The Four Big “I”s, as the study: Facing the Challenges of African Growth: Opportunities, Constraints, and Strategic Directions calls them, are among the most critical areas demanding action if Africa is to make up for missing two decades of global growth or replicate the growth models that have lifted millions of people out of poverty in other regions of the developing world.

“Africa is on the move and is perched on the cusp of breaking out of the long economic stagnation of the 1970s and 1980s. The last ten years have seen renewed growth and improved governance across a number of African states, setting the stage for taking advantage of opportunities that are emerging from a rapidly changing world economy,” said Gobind Nankani, the World Bank’s Vice President for the Africa Region.

“African economies have shown that they are capable of short spurts of robust growth. The challenge, as the study confirms, remains one of sustaining such a pace for longer periods and ensuring that the majority, notably the poor, women, youth and other marginalized groups contribute to and benefit from that growth,” Nankani added.

“Africa’s slow and erratic growth performance, particularly when compared to other developing regions, has been identified as the single most important reason behind its lagging position in eradicating poverty. Extreme poverty (spending less than a dollar a day on basic necessities of life) rose from 36% of the population in 1970 to around 50% of the population (300 million people) in 2000,” explained John Page, the World Bank’s Chief Economist for the Africa Region. Africa hosts only 10% of global population, yet it is home to 30% of the world’s poor.

The study notes that inequalities have a major influence on the efficacy of growth in reducing poverty. There is need to pay greater attention to this dimension of poverty reduction to complement the impact of accelerating growth, particularly by enhancing the income-earning opportunities for the poor more than for other income-earning segments, or by enabling their greater participation in the growth process. Uncharacteristically high levels of age dependency have also created fiscal and household pressures to care for overwhelming number of young at a time when few countries have enhanced the employability of youth through job creation and vocational training.

The study sets out to answer three key questions:

  • (i) what are the opportunities and options for growth available to the diverse range of African countries;
  • (ii) what are the major constraints to exploiting these opportunities and
  • (iii) what are the strategic choices to be made by African governments, as well as development partners, including the World Bank, in supporting actions taken by African countries.

Its findings, based on an analysis of 45 years of Africa’s growth, recommend, among others, prudent management of rents from resources and of shocks and the need for countries to look beyond creating conditions for attracting new investors to measures that help raise productivity of existing and new investments.

The study finds that a distinct characteristic of Africa’s long-term growth experience is its historical U-shape, featuring a deep and prolonged contraction of growth from 1974-1994, a period sandwiched between the moderately high growth rates of the 1960s and after the mid-1990s.

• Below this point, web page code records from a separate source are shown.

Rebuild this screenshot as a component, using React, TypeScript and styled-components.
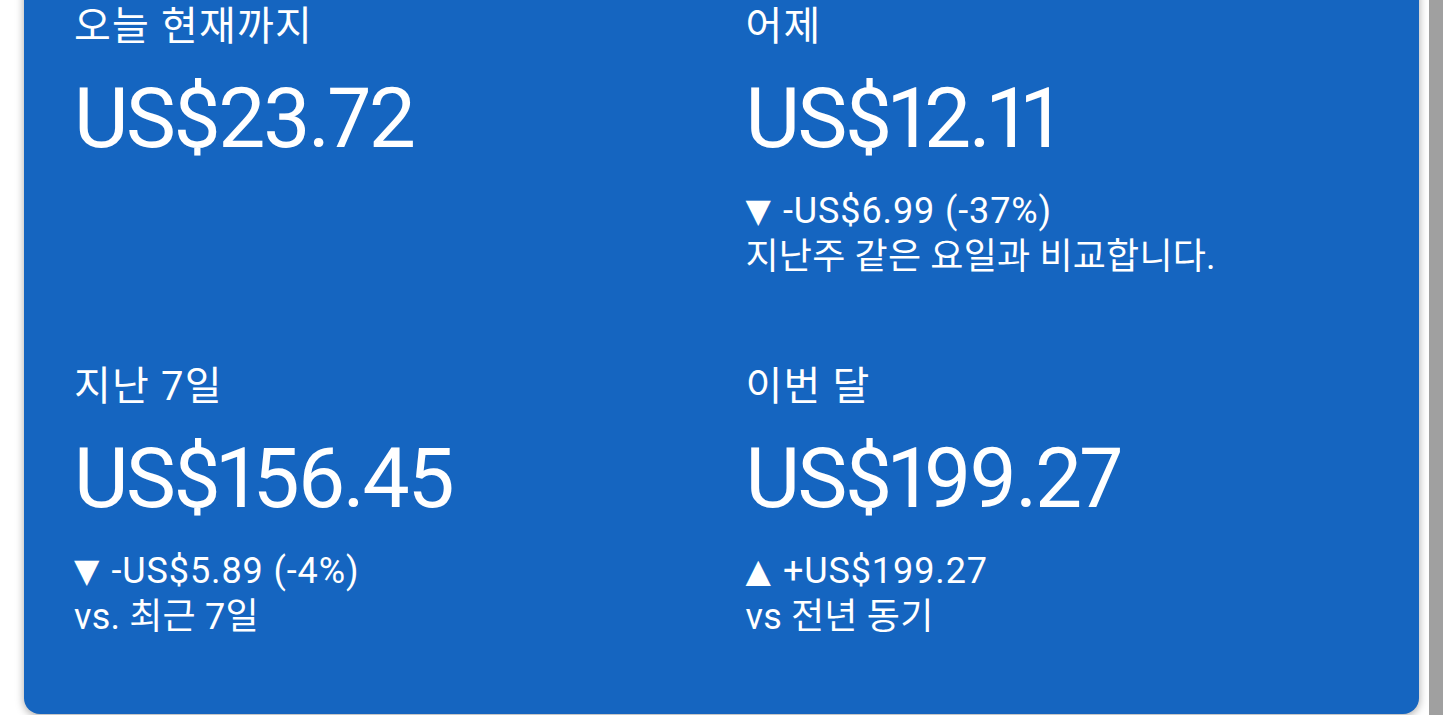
import React from "react";
import styled, { createGlobalStyle } from "styled-components";

const GlobalStyle = createGlobalStyle`
  html, body {
    margin: 0;
    padding: 0;
    background: #ffffff;
    overflow: hidden;
  }
  body {
    font-family: Roboto, "Noto Sans CJK KR", sans-serif;
  }
`;

type Stat = {
  label: string;
  value: string;
  change?: { dir: "up" | "down"; text: string };
  note?: string;
};

const stats: Stat[] = [
  { label: "오늘 현재까지", value: "US$23.72" },
  {
    label: "어제",
    value: "US$12.11",
    change: { dir: "down", text: "-US$6.99 (-37%)" },
    note: "지난주 같은 요일과 비교합니다.",
  },
  {
    label: "지난 7일",
    value: "US$156.45",
    change: { dir: "down", text: "-US$5.89 (-4%)" },
    note: "vs. 최근 7일",
  },
  {
    label: "이번 달",
    value: "US$199.27",
    change: { dir: "up", text: "+US$199.27" },
    note: "vs 전년 동기",
  },
];

const S = {
  Page: styled.div`
    display: flex;
    width: 1443px;
    height: 715px;
    overflow: hidden;
  `,
  Main: styled.div`
    flex: 1;
    padding: 0 10px 0 24px;
  `,
  // the card is scrolled, its top sits above the viewport
  Card: styled.div`
    margin-top: -40px;
    background: #1565c0;
    border-radius: 16px;
    box-shadow: 0 2px 8px rgba(0, 0, 0, 0.35);
    padding: 42px 50px 74px 50px;
    display: grid;
    grid-template-columns: 1fr 1fr;
    column-gap: 48px;
    row-gap: 82px;
    color: #ffffff;
  `,
  Cell: styled.div`
    display: flex;
    flex-direction: column;
    min-height: 278px;
  `,
  Label: styled.div`
    font-size: 40px;
    line-height: 50px;
    letter-spacing: 1.2px;
  `,
  Value: styled.div`
    font-size: 84px;
    line-height: 100px;
    margin-top: 17px;
    letter-spacing: -2.4px;
    font-feature-settings: "pnum" 1, "tnum" 0;
    font-variant-numeric: proportional-nums;
  `,
  Change: styled.div`
    margin-top: 19px;
    font-size: 36px;
    line-height: 46px;
    letter-spacing: 0.9px;
  `,
  Note: styled.div`
    font-size: 36px;
    line-height: 46px;
    letter-spacing: 0.2px;
  `,
  Arrow: styled.span`
    display: inline-block;
    font-family: "DejaVu Sans", sans-serif;
    font-size: 33px;
    margin-right: 12px;
    vertical-align: 1px;
    letter-spacing: 0;
  `,
  Scrollbar: styled.div`
    width: 14px;
    background: #a0a0a0;
  `,
};

const App = () => {
  return (
    <S.Page>
      <GlobalStyle />
      <S.Main>
        <S.Card>
          {stats.map((s) => (
            <S.Cell key={s.label}>
              <S.Label>{s.label}</S.Label>
              <S.Value>{s.value}</S.Value>
              {s.change && (
                <S.Change>
                  <S.Arrow>{s.change.dir === "up" ? "▲" : "▼"}</S.Arrow>
                  {s.change.text}
                </S.Change>
              )}
              {s.note && <S.Note>{s.note}</S.Note>}
            </S.Cell>
          ))}
        </S.Card>
      </S.Main>
      <S.Scrollbar />
    </S.Page>
  );
};

export default App;
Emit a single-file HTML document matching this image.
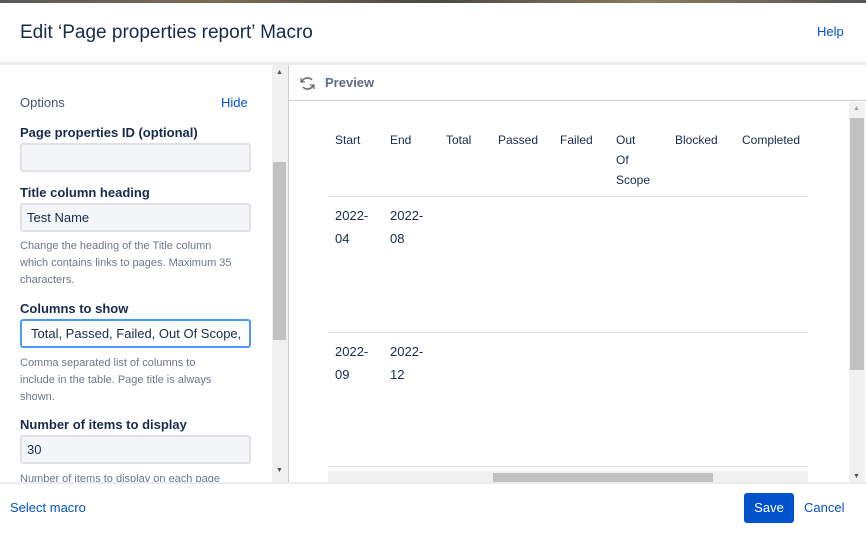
<!DOCTYPE html>
<html><head><style>
*{box-sizing:border-box;margin:0;padding:0}
body{width:866px;height:534px;position:relative;overflow:hidden;background:#fff;font-family:"Liberation Sans",sans-serif;color:#172b4d}
.a{position:absolute}
.lbl{font-size:13px;font-weight:bold;color:#172b4d;left:20px}
.inp{left:20px;width:231px;height:29px;background:#f4f5f7;border:2px solid #dfe1e6;border-radius:3px;font-size:13px;padding:5px 5px;color:#172b4d}
.hint{left:20px;width:250px;font-size:11px;color:#6b778c;line-height:17px;white-space:nowrap}
.th{font-size:12px;color:#172b4d;line-height:20px}
.td{font-size:13px;color:#172b4d;line-height:23px}
</style></head><body>
<div class="a" style="left:0;top:0;width:866px;height:3px;background:linear-gradient(90deg,#5a5a5a,#7a6a55,#4a4a44,#8a7a60,#555)"></div>
<div class="a" style="left:20px;top:22px;font-size:19px;color:#172b4d">Edit ‘Page properties report’ Macro</div>
<div class="a" style="left:817px;top:24px;font-size:13px;color:#0052cc">Help</div>
<div class="a" style="left:0;top:62px;width:866px;height:3px;background:#ebecf0"></div>

<div class="a" style="left:20px;top:95px;font-size:13px;color:#42526e">Options</div>
<div class="a" style="left:221px;top:95px;font-size:13px;color:#0052cc">Hide</div>
<div class="a lbl" style="top:125px">Page properties ID (optional)</div>
<div class="a inp" style="top:143px"></div>
<div class="a lbl" style="top:185px">Title column heading</div>
<div class="a inp" style="top:203px">Test Name</div>
<div class="a hint" style="top:238px">Change the heading of the Title column<br>which contains links to pages. Maximum 35<br>characters.</div>
<div class="a lbl" style="top:301px">Columns to show</div>
<div class="a inp" style="top:319px;background:#fff;border-color:#4c9aff;overflow:hidden;white-space:nowrap;padding-left:9px">Total, Passed, Failed, Out Of Scope,</div>
<div class="a hint" style="top:355px">Comma separated list of columns to<br>include in the table. Page title is always<br>shown.</div>
<div class="a lbl" style="top:417px">Number of items to display</div>
<div class="a inp" style="top:435px">30</div>
<div class="a hint" style="top:471px;height:12px;overflow:hidden">Number of items to display on each page</div>

<div class="a" style="left:272px;top:65px;width:16px;height:418px;background:#f0f0f0"></div>
<div class="a" style="left:273px;top:162px;width:13px;height:178px;background:#c1c1c1"></div>
<div class="a" style="left:276px;top:69px;font-size:7px;color:#505050">▲</div>
<div class="a" style="left:276px;top:467px;font-size:7px;color:#505050">▼</div>
<div class="a" style="left:288px;top:65px;width:1px;height:418px;background:#ccc"></div>

<svg class="a" style="left:299px;top:75px" width="17" height="17" viewBox="0 0 17 17" fill="none" stroke="#6b6b6b" stroke-width="1.6"><path d="M13 5A6 6 0 0 0 3 6.5"/><path d="M2 3v4h4" stroke-width="1.3"/><path d="M4 12a6 6 0 0 0 10-1.5"/><path d="M15 14v-4h-4" stroke-width="1.3"/></svg>
<div class="a" style="left:325px;top:75px;font-size:13px;font-weight:bold;color:#5e6c84">Preview</div>
<div class="a" style="left:289px;top:100px;width:577px;height:1px;background:#ccc"></div>

<div class="a th" style="left:335px;top:130px">Start</div>
<div class="a th" style="left:390px;top:130px">End</div>
<div class="a th" style="left:446px;top:130px">Total</div>
<div class="a th" style="left:498px;top:130px">Passed</div>
<div class="a th" style="left:560px;top:130px">Failed</div>
<div class="a th" style="left:616px;top:130px">Out<br>Of<br>Scope</div>
<div class="a th" style="left:675px;top:130px">Blocked</div>
<div class="a th" style="left:742px;top:130px">Completed</div>
<div class="a" style="left:328px;top:196px;width:480px;height:1px;background:#dfe1e6"></div>
<div class="a td" style="left:335px;top:204px">2022-<br>04</div>
<div class="a td" style="left:390px;top:204px">2022-<br>08</div>
<div class="a" style="left:328px;top:332px;width:480px;height:1px;background:#dfe1e6"></div>
<div class="a td" style="left:335px;top:340px">2022-<br>09</div>
<div class="a td" style="left:390px;top:340px">2022-<br>12</div>
<div class="a" style="left:328px;top:466px;width:480px;height:1px;background:#dfe1e6"></div>
<div class="a" style="left:328px;top:471px;width:480px;height:13px;background:#f0f0f0"></div>
<div class="a" style="left:493px;top:473px;width:220px;height:9px;background:#c1c1c1"></div>

<div class="a" style="left:849px;top:102px;width:16px;height:382px;background:#f0f0f0"></div>
<div class="a" style="left:850px;top:118px;width:14px;height:252px;background:#c1c1c1"></div>
<div class="a" style="left:853px;top:105px;font-size:7px;color:#a0a0a0">▲</div>
<div class="a" style="left:853px;top:473px;font-size:7px;color:#505050">▼</div>

<div class="a" style="left:0;top:482px;width:866px;height:2px;background:#ebecf0"></div>
<div class="a" style="left:10px;top:500px;font-size:13px;color:#0052cc">Select macro</div>
<div class="a" style="left:744px;top:493px;width:50px;height:30px;background:#0052cc;border-radius:3px;color:#fff;font-size:13px;text-align:center;line-height:30px">Save</div>
<div class="a" style="left:804px;top:500px;font-size:13px;color:#0052cc">Cancel</div>
</body></html>
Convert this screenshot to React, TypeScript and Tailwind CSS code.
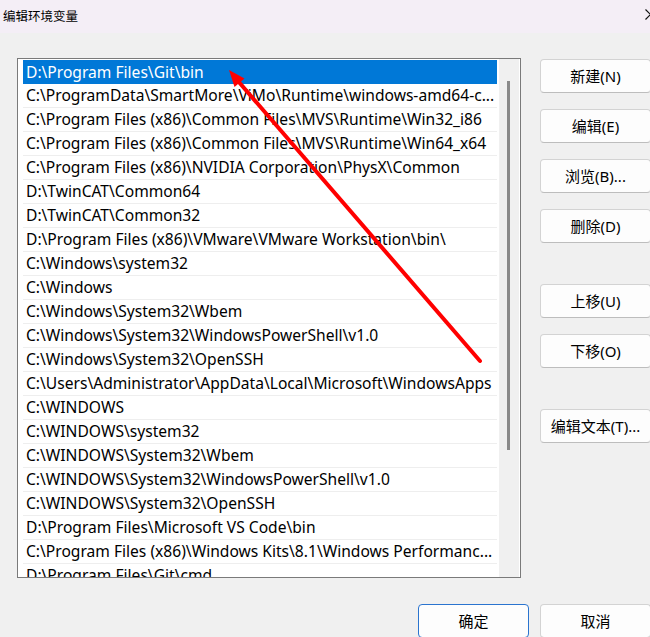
import React from 'react';

const paths = [
  'D:\\Program Files\\Git\\bin',
  'C:\\ProgramData\\SmartMore\\ViMo\\Runtime\\windows-amd64-c...',
  'C:\\Program Files (x86)\\Common Files\\MVS\\Runtime\\Win32_i86',
  'C:\\Program Files (x86)\\Common Files\\MVS\\Runtime\\Win64_x64',
  'C:\\Program Files (x86)\\NVIDIA Corporation\\PhysX\\Common',
  'D:\\TwinCAT\\Common64',
  'D:\\TwinCAT\\Common32',
  'D:\\Program Files (x86)\\VMware\\VMware Workstation\\bin\\',
  'C:\\Windows\\system32',
  'C:\\Windows',
  'C:\\Windows\\System32\\Wbem',
  'C:\\Windows\\System32\\WindowsPowerShell\\v1.0',
  'C:\\Windows\\System32\\OpenSSH',
  'C:\\Users\\Administrator\\AppData\\Local\\Microsoft\\WindowsApps',
  'C:\\WINDOWS',
  'C:\\WINDOWS\\system32',
  'C:\\WINDOWS\\System32\\Wbem',
  'C:\\WINDOWS\\System32\\WindowsPowerShell\\v1.0',
  'C:\\WINDOWS\\System32\\OpenSSH',
  'D:\\Program Files\\Microsoft VS Code\\bin',
  'C:\\Program Files (x86)\\Windows Kits\\8.1\\Windows Performanc...',
  'D:\\Program Files\\Git\\cmd',
];

const font = { fontFamily: '"Noto Sans", "Noto Sans CJK SC", sans-serif' };

function WinButton({ label, primary = false }: { label: string; primary?: boolean }) {
  return (
    <button
      className={`h-[34px] w-[111px] shrink-0 rounded-[4px] border bg-[#fdfdfd] text-[15px] text-black ${
        primary ? 'border-[#2a74cf]' : 'border-[#d3d3d3] border-b-[#bdbdbd]'
      }`}
    >
      {label}
    </button>
  );
}

export default function App() {
  return (
    <div
      className="relative w-[650px] h-[637px] overflow-hidden bg-[#f0f0f0] flex flex-col"
      style={font}
    >
      {/* Title bar */}
      <div className="h-[33px] shrink-0 bg-[#f4eef6] flex items-center pl-[3px]">
        <span className="text-[12.5px] text-black font-['Noto_Sans_CJK_SC',sans-serif]">编辑环境变量</span>
        <svg className="ml-auto mr-[-6px] mb-[4px]" width="11" height="11" viewBox="0 0 11 11">
          <path d="M0.5 0.5 L10.5 10.5 M10.5 0.5 L0.5 10.5" stroke="#111" strokeWidth="1.2" fill="none" />
        </svg>
      </div>

      {/* Body */}
      <div className="flex pt-[25px] pl-[17px] gap-[19px]">
        {/* List box */}
        <div className="w-[504px] h-[520px] shrink-0 border border-[#7a7a7a] bg-white flex overflow-hidden">
          <div className="w-[479px] pl-[5px] pt-[1px] flex flex-col shrink-0">
            {paths.map((p, i) => (
              <div
                key={i}
                className={`h-[24px] shrink-0 flex items-center pl-[3px] pt-[1px] whitespace-nowrap overflow-hidden text-[15.6px] leading-none ${
                  i === 0 ? 'bg-[#0078d7] text-white' : 'text-black border-b border-[#eeeeee]'
                }`}
              >
                {p}
              </div>
            ))}
          </div>
          {/* Scrollbar */}
          <div className="ml-[2px] w-[20px] h-[518px] bg-[#f0f0f0] flex justify-center pt-[22px] shrink-0">
            <div className="w-[3px] h-[369px] bg-[#8a8a8a] ml-[-1px]" />
          </div>
        </div>

        {/* Side buttons */}
        <div className="flex flex-col pt-[1px]">
          <WinButton label="新建(N)" />
          <div className="h-[16px]" />
          <WinButton label="编辑(E)" />
          <div className="h-[16px]" />
          <WinButton label="浏览(B)..." />
          <div className="h-[16px]" />
          <WinButton label="删除(D)" />
          <div className="h-[41px]" />
          <WinButton label="上移(U)" />
          <div className="h-[16px]" />
          <WinButton label="下移(O)" />
          <div className="h-[41px]" />
          <WinButton label="编辑文本(T)..." />
        </div>
      </div>

      {/* Bottom buttons */}
      <div className="flex gap-[11px] pl-[418px] pt-[26px]">
        <WinButton label="确定" primary />
        <WinButton label="取消" />
      </div>

      {/* Red annotation arrow */}
      <svg className="absolute left-0 top-0 pointer-events-none" width="650" height="637">
        <line x1="480" y1="361" x2="238" y2="81" stroke="#ff0000" strokeWidth="4" strokeLinecap="round" />
        <polygon points="229,70 244.5,78.5 234.5,87" fill="#ff0000" />
      </svg>
    </div>
  );
}
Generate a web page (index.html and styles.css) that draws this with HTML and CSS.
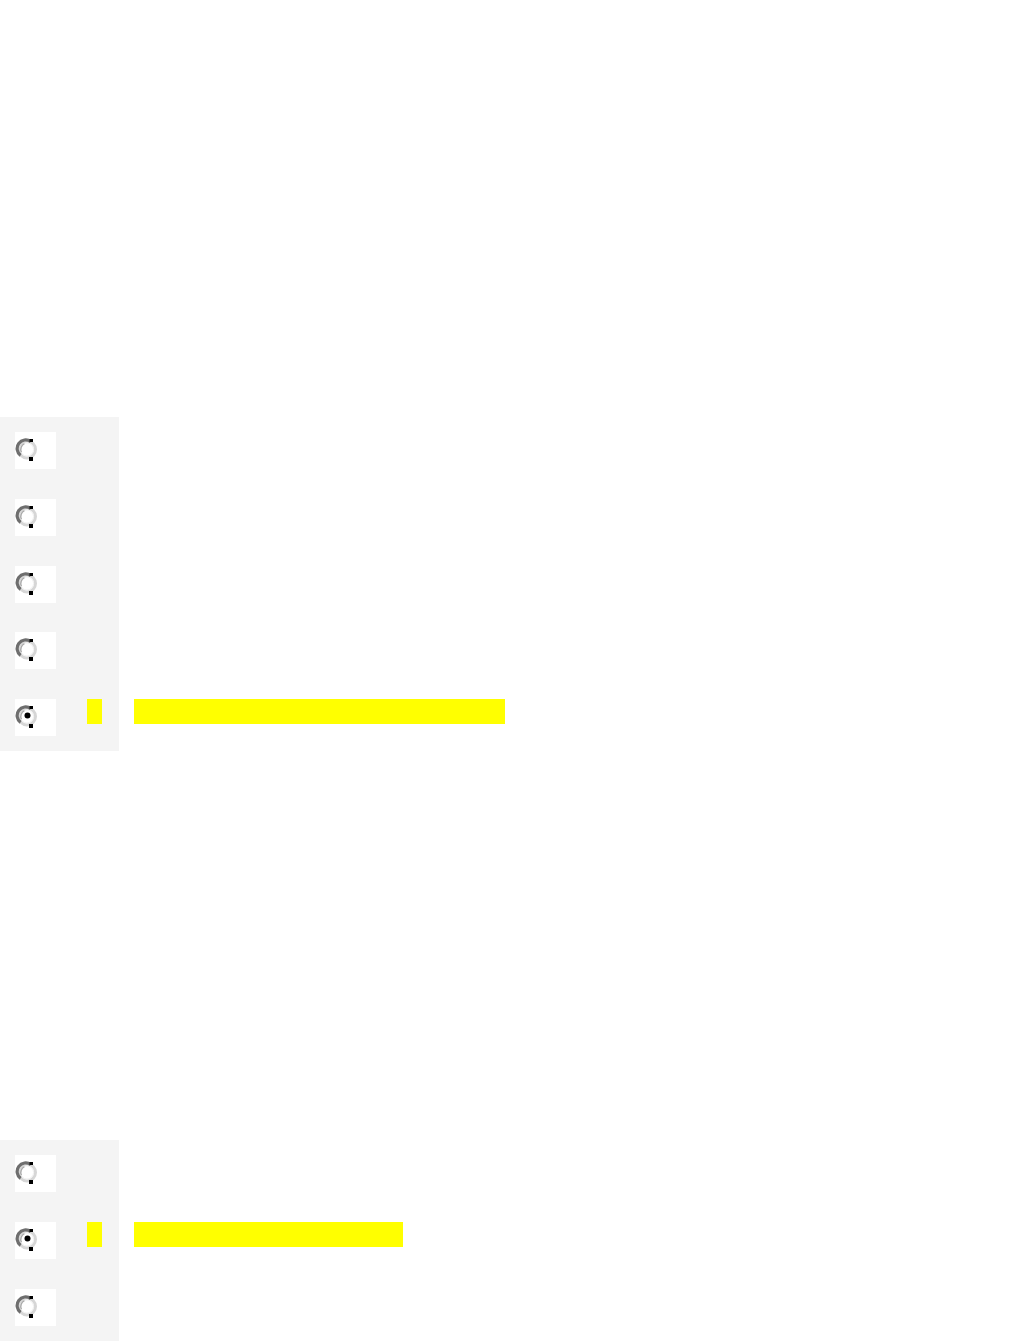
FILE: index.html
```html
<!DOCTYPE html>
<html>
<head>
<meta charset="utf-8">
<link rel="stylesheet" href="styles.css">
</head>
<body>
<div class="spacer-top"></div>
<section class="group group-a">
  <div class="row"><div class="box"><svg class="radio" width="24" height="24" viewBox="0 0 24 24"><use href="#r"/></svg></div></div>
  <div class="row"><div class="box"><svg class="radio" width="24" height="24" viewBox="0 0 24 24"><use href="#r"/></svg></div></div>
  <div class="row"><div class="box"><svg class="radio" width="24" height="24" viewBox="0 0 24 24"><use href="#r"/></svg></div></div>
  <div class="row"><div class="box"><svg class="radio" width="24" height="24" viewBox="0 0 24 24"><use href="#r"/></svg></div></div>
  <div class="row"><div class="box"><svg class="radio" width="24" height="24" viewBox="0 0 24 24"><use href="#r"/><circle cx="12.5" cy="10.5" r="3" fill="#000"/></svg></div><span class="mark"></span><span class="hl hl-long"></span></div>
</section>
<div class="spacer-mid"></div>
<section class="group group-b">
  <div class="row"><div class="box"><svg class="radio" width="24" height="24" viewBox="0 0 24 24"><use href="#r"/></svg></div></div>
  <div class="row"><div class="box"><svg class="radio" width="24" height="24" viewBox="0 0 24 24"><use href="#r"/><circle cx="12.5" cy="10.5" r="3" fill="#000"/></svg></div><span class="mark"></span><span class="hl hl-short"></span></div>
  <div class="row"><div class="box"><svg class="radio" width="24" height="24" viewBox="0 0 24 24"><use href="#r"/></svg></div></div>
</section>
<svg width="0" height="0" class="defs">
  <defs>
    <g id="r">
      <circle cx="12" cy="11.5" r="8.5" fill="#fff" stroke="#d6d6d6" stroke-width="3"/>
      <circle cx="12" cy="11.5" r="6.6" fill="none" stroke="#efefef" stroke-width="1"/>
      <path d="M15.8 3.6 A8.5 8.5 0 0 0 5.6 17.4" fill="none" stroke="#6e6e6e" stroke-width="3.2"/>
      <path d="M9.4 5.6 A6.5 6.5 0 0 0 6.4 14.2" fill="none" stroke="#a8a8a8" stroke-width="1.4"/>
      <rect x="14.5" y="1" width="3.5" height="3" fill="#000"/>
      <rect x="14" y="19" width="4" height="4" fill="#000"/>
    </g>
  </defs>
</svg>
</body>
</html>
```

FILE: styles.css
```css
html, body {
  margin: 0;
  padding: 0;
  background: #ffffff;
}

body {
  font-family: "Liberation Sans", Arial, sans-serif;
  width: 1021px;
  overflow: hidden;
}

.spacer-top {
  height: 417px;
}

.spacer-mid {
  height: 389px;
}

.group {
  display: flex;
  flex-direction: column;
  gap: 29.75px;
  padding: 15px 0;
  background: linear-gradient(to right, #f4f4f4 119px, #ffffff 119px);
}

.group-b {
  gap: 30px;
  padding-bottom: 40px;
}

.row {
  display: flex;
  align-items: flex-start;
  height: 37px;
  padding-left: 15px;
}

.box {
  width: 41px;
  height: 37px;
  background: #ffffff;
  box-sizing: border-box;
  padding: 6px 0 0 0;
}

.radio {
  display: block;
}

.mark {
  display: block;
  margin-left: 31px;
  width: 15px;
  height: 25px;
  background: #ffff00;
}

.hl {
  display: block;
  margin-left: 32px;
  height: 25px;
  background: #ffff00;
}

.hl-long {
  width: 371px;
}

.hl-short {
  width: 269px;
}

.defs {
  position: absolute;
  width: 0;
  height: 0;
}
```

“Per capita growth rates of around 2 per cent in the early 1960s rose to nearly 5 per cent by the end of that decade, then fell steadily through the early 1970s, turned negative during the mid-1980s, and then climbed back to around 2 per cent since the mid-1990s,” explained Benno Ndulu, the author of the study who is also an Advisor to World Bank Vice President for the Africa Region and Manager of the Partnership Group.

The global deceleration of the 1970s, which began with a set of shocks to energy and tropical commodity market, took many African countries into outright contraction lasting about 20 years – the lost decades – but by 2005, African growth had rebounded to the levels of the 1960s and with more diversified economies. Since 1995, more than one-third of the countries in Sub-Saharan Africa are growing at average rates exceeding 5%.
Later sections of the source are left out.